Barclays might be willing to try. Under boss Bob Diamond, Barclays Capital has become a powerful European force in the bond business. Snapping up Bear would transform the United Kingdom investment bank's U.S. presence in credit and mortgages, and hand it ready-made, if small, M&A and equities units relatively cheaply. And should its parent succeed in its bid for ABN Amro Holding, Barclays Capital would, on paper at least, have a formidable investment banking franchise around the world.

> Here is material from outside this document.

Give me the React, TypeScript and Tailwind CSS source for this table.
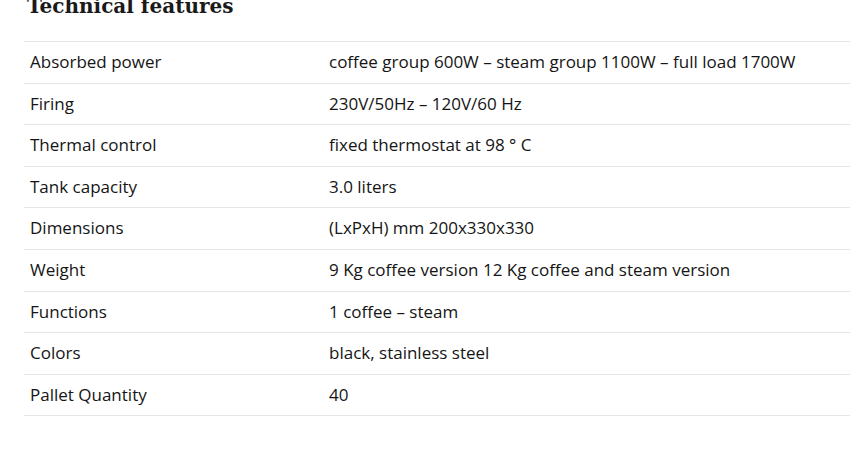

Closer to home, Bank of America and Wachovia might be potential bidders. The two Charlotte, N.C., banks have each spent several years, and several billion dollars, trying to build their own investment banks, with limited success. Folding in Bear's businesses could act as a fillip to their own efforts, although it wouldn't do much for their overseas ambitions. Still, both would probably find Bear's private-client business and its prime brokerage -- which serves hedge funds -- highly attractive.

There's always the possibility of a wild card offer from the likes of Spain's Banco Santander, Italy's Unicredito, or even one of the Canadian banks -- none of which have much of an investment-banking business outside of their home markets but have often intimated an interest in bulking up.

And China is taking an interest in America's financial system. A government-controlled investment company took a near 10% stake in buyout shop Blackstone Group earlier in the summer. Though a full takeover might raise hackles in Washington, talk of a Chinese bank buying a minority stake in Bear has persisted for more than a year.

Of course, potential buyers may have good reasons to hold off on any move. Bear's value could fall further. Because it is less diversified than its rivals, a prolonged downturn in mortgages, credit and servicing hedge funds would hurt the firm disproportionately. Finally, it could be hard getting Bear's largest block of investors -- its employees -- on board. They own 40% of the company, and are unlikely to be keen to sell out at what must already look to them like a fire-sale price.